Remember that one time when you put on your sweater right out of the dryer and walked around all morning with your sock stuck to your sleeve?  Ha! Wait. Don't tell me that has only ever happened to me? Just clacking away on your laptop keyboard when you happen to look to the right, and there it is, grafted to the sleeve of your garment.  Lol. Silly, I know. And your first thought is, "How did this get here, and how long has it been here?" You know that it's yours. The stripes are memorable. It's just that it looks so out of sorts hanging from your arm.  It is to accompany a foot, after all. It's supposed to have a partner to make it a pair. And while it is yours, its location and the way that it has shown up is a bit disorienting, to be clear. Such is the way that newly acquired knowledge or culture works.

I was speaking with a couple of colleagues the other day, one of whom had just returned from Kenya.  I asked about her trip and she sputtered a bit in how to talk about it. She had gone there to visit dear friends, familiar ones, indeed.  She talked about how great it had been to see them and how inspiring it had been to witness their work there. She gave us a wider glimpse into what it was like to be a part of a walking community culture.  Everybody walked everywhere--to school, to work. She discussed how much more communally connected everyone seemed to be as a result. She went on to talk about how when she returned home to the states, though she had not noticed it before, seeing everyone driving, and even being in the car herself, felt different than it had before.  She had been driving everywhere she had gone prior to her trip to Kenya--it was just the way it was--it was simply what she knew. But now, having been acculturated, if only for a brief spell, to this new knowing--a different way of being--she was differently impacted by her old way of being. She articulated a greater sense of aloneness associated with the driving culture of her world, one that she had not experienced in quite the same way in the past.  She now yearned for the community associated with the walking culture in a way that she had not before in her own place. There was this new knowing, sort of dangling there from her larger body of knowledge, and while it was familiar, it seemed out of place. She was not quite sure where to put it or how it would now belong, but there it was. How did it graft itself on? Where was it to fit, now that it was there, belonging to her in some new and unfamiliar way?

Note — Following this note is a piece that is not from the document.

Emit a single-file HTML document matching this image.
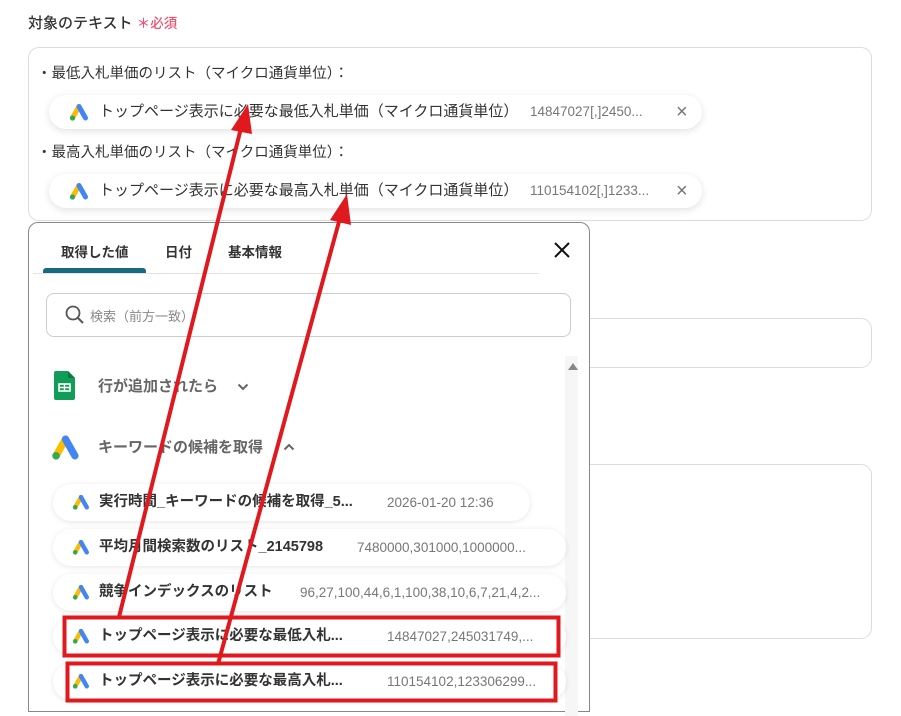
<!DOCTYPE html>
<html><head><meta charset="utf-8"><style>
*{box-sizing:border-box;margin:0;padding:0}
body{width:901px;height:703px;background:#fff;position:relative;overflow:hidden;font-family:"Liberation Sans","Noto Sans CJK JP",sans-serif;color:#333}
.a{position:absolute;white-space:nowrap}
.box{position:absolute;border:1px solid #dcdcdc;border-radius:11px;background:#fff}
.chip{position:absolute;height:34px;border-radius:17px;background:#fff;box-shadow:0 2px 8px rgba(0,0,0,.12);font-size:15px;line-height:34px}
.item{position:absolute;height:37px;border-radius:19px;background:#fff;box-shadow:0 1px 6px rgba(0,0,0,.10);font-size:14.5px;line-height:37px;font-weight:bold;color:#333}
.gv{color:#777;font-weight:normal;font-size:13.5px}
</style></head><body>
<svg width="0" height="0" style="position:absolute"><defs>
<g id="ads"><path d="M3.5 15 L10 3.5" stroke="#fbbc04" stroke-width="5" stroke-linecap="round"/><path d="M10 3.5 L16.5 15" stroke="#4285f4" stroke-width="5" stroke-linecap="round"/><circle cx="3.5" cy="15" r="2.6" fill="#34a853"/></g>
</defs></svg>

<div class="a" style="left:28px;top:12px;font-size:15px;color:#333;font-weight:500">対象のテキスト <span style="color:#f0506e;font-size:13.5px">＊必須</span></div>

<div class="box" style="left:28px;top:47px;width:844px;height:174px"></div>
<div class="a" style="left:37px;top:62px;font-size:14.5px">・最低入札単価のリスト（マイクロ通貨単位）：</div>
<div class="chip" style="left:49px;top:95px;width:653px">
<svg class="a" style="left:20px;top:8px" width="20" height="18" viewBox="0 0 20 18"><use href="#ads"/></svg>
<span class="a" style="left:50px">トップページ表示に必要な最低入札単価（マイクロ通貨単位）</span>
<span class="a gv" style="left:481px">14847027[,]2450...</span>
<span class="a" style="left:627px;color:#777;font-size:20px">×</span></div>
<div class="a" style="left:37px;top:141px;font-size:14.5px">・最高入札単価のリスト（マイクロ通貨単位）：</div>
<div class="chip" style="left:49px;top:174px;width:653px">
<svg class="a" style="left:20px;top:8px" width="20" height="18" viewBox="0 0 20 18"><use href="#ads"/></svg>
<span class="a" style="left:50px">トップページ表示に必要な最高入札単価（マイクロ通貨単位）</span>
<span class="a gv" style="left:481px">110154102[,]1233...</span>
<span class="a" style="left:627px;color:#777;font-size:20px">×</span></div>

<div class="box" style="left:500px;top:318px;width:372px;height:50px"></div>
<div class="box" style="left:500px;top:464px;width:372px;height:175px"></div>

<div class="a" style="left:28px;top:222px;width:562px;height:490px;border:1px solid #888;border-radius:10px 10px 0 0;background:#fff">
<div class="a" style="left:32px;top:18px;font-size:13.5px;font-weight:bold">取得した値</div>
<div class="a" style="left:136px;top:18px;font-size:13.5px;font-weight:bold">日付</div>
<div class="a" style="left:199px;top:18px;font-size:13.5px;font-weight:bold">基本情報</div>
<div class="a" style="left:14px;top:45px;width:103px;height:5px;background:#176b81;border-radius:3px 3px 0 0"></div>
<div class="a" style="left:4px;top:50px;width:506px;height:1px;background:#e3e3e3"></div>
<svg class="a" style="left:524px;top:18px" width="18" height="18" viewBox="0 0 18 18"><path d="M2 2L16 16M16 2L2 16" stroke="#111" stroke-width="2"/></svg>
<div class="a" style="left:17px;top:70px;width:525px;height:44px;border:1px solid #ccc;border-radius:8px">
<svg class="a" style="left:18px;top:11px" width="20" height="20" viewBox="0 0 20 20"><circle cx="8" cy="8" r="6.5" stroke="#555" stroke-width="1.8" fill="none"/><path d="M13 13L18 18" stroke="#555" stroke-width="2"/></svg>
<span class="a" style="left:43px;top:12px;font-size:13px;color:#888">検索（前方一致）</span></div>
<div class="a" style="left:536px;top:133px;width:13px;height:360px;background:#f6f6f6"></div>
<div class="a" style="left:539px;top:140px;width:0;height:0;border-left:5px solid transparent;border-right:5px solid transparent;border-bottom:7px solid #888"></div>
<svg class="a" style="left:25px;top:148px" width="21" height="29" viewBox="0 0 21 29"><path d="M2 0H14L21 7V27a2 2 0 0 1-2 2H2a2 2 0 0 1-2-2V2a2 2 0 0 1 2-2z" fill="#0f9d58"/><path d="M14 0V7H21z" fill="#0a7a43"/><rect x="5" y="13" width="11" height="7" fill="none" stroke="#fff" stroke-width="1.6"/><path d="M10.5 13V20M5 16.5H16" stroke="#fff" stroke-width="1.4"/></svg>
<div class="a" style="left:69px;top:152px;font-size:15px;color:#666;font-weight:bold">行が追加されたら</div>
<svg class="a" style="left:208px;top:160px" width="12" height="8" viewBox="0 0 12 8"><path d="M1.5 1.5L6 6L10.5 1.5" stroke="#666" stroke-width="2" fill="none"/></svg>
<svg class="a" style="left:22px;top:211px" width="29" height="27" viewBox="0 0 20 18.5"><use href="#ads"/></svg>
<div class="a" style="left:69px;top:213px;font-size:15px;color:#666;font-weight:bold">キーワードの候補を取得</div>
<svg class="a" style="left:254px;top:220px" width="12" height="8" viewBox="0 0 12 8"><path d="M1.5 6.5L6 2L10.5 6.5" stroke="#666" stroke-width="2" fill="none"/></svg>
</div>

<div class="item" style="left:53px;top:484px;width:477px"><svg class="a" style="left:19px;top:10px" width="18" height="16" viewBox="0 0 20 18"><use href="#ads"/></svg><span class="a" style="left:46px">実行時間_キーワードの候補を取得_5...</span><span class="a gv" style="left:334px">2026-01-20 12:36</span></div>
<div class="item" style="left:53px;top:529px;width:513px"><svg class="a" style="left:19px;top:10px" width="18" height="16" viewBox="0 0 20 18"><use href="#ads"/></svg><span class="a" style="left:46px">平均月間検索数のリスト_2145798</span><span class="a gv" style="left:304px">7480000,301000,1000000...</span></div>
<div class="item" style="left:53px;top:574px;width:513px"><svg class="a" style="left:19px;top:10px" width="18" height="16" viewBox="0 0 20 18"><use href="#ads"/></svg><span class="a" style="left:46px">競争インデックスのリスト</span><span class="a gv" style="left:247px">96,27,100,44,6,1,100,38,10,6,7,21,4,2...</span></div>
<div class="item" style="left:53px;top:618px;width:513px"><svg class="a" style="left:19px;top:10px" width="18" height="16" viewBox="0 0 20 18"><use href="#ads"/></svg><span class="a" style="left:46px">トップページ表示に必要な最低入札...</span><span class="a gv" style="left:334px">14847027,245031749,...</span></div>
<div class="item" style="left:53px;top:663px;width:513px"><svg class="a" style="left:19px;top:10px" width="18" height="16" viewBox="0 0 20 18"><use href="#ads"/></svg><span class="a" style="left:46px">トップページ表示に必要な最高入札...</span><span class="a gv" style="left:334px">110154102,123306299...</span></div>

<svg class="a" style="left:0;top:0" width="901" height="703" viewBox="0 0 901 703">
<rect x="64.5" y="617.5" width="494" height="38" fill="none" stroke="#e0191e" stroke-width="4"/>
<rect x="67.5" y="663.5" width="488" height="37" fill="none" stroke="#e0191e" stroke-width="4"/>
<path d="M119 617L241 128" stroke="#e0191e" stroke-width="4"/>
<path d="M248 104L231 130L252 134z" fill="#e0191e"/>
<path d="M218 664L340 218" stroke="#e0191e" stroke-width="4"/>
<path d="M347 194L330 220L351 225z" fill="#e0191e"/>
</svg>
</body></html>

As we discover new and unfamiliar ways of being, as we encounter new culture(s), how much do we notice about it/them and ourselves?  Do we embrace the new acquisition? How much time do we take to consider how the encounter will impact who we are becoming? How present are we to our own morphing?  Are we willing (even conscious) participants? Or are (sub) cultures clinging on, grafting themselves, unbeknownst to us? Do we resist the process altogether, for fear of wanting more (or less) of the new thing?  Or, like wearing a sock on our sleeve all morning, do we inadvertently and suddenly become aware of how absolutely obliviously we have allowed evolving and devolving ways of being to permeate our identities?  

And we know that in the case of the sock and the sweater, the sock remains, primarily due to static cling: a kinetic energy that remains trapped between the sock and the sleeve, and that it is only by way of realization and an intentional decision to move it, that the sock becomes detached, to be placed somewhere more appropriate, in a way that makes sense.  Such is the case with new learning and new acculturation. As we do the work of raising our awareness around new ways of being and who and how we are becoming, we must be intentional about the energy we exert toward understanding this becoming, and we must be thoughtful about how or where we graft the new to the old, expanding our being and the being happening all around us, lest we find ourselves sporting socks on our sleeves, oblivious to the statement we are making in how we intend to fashion ourselves and our world.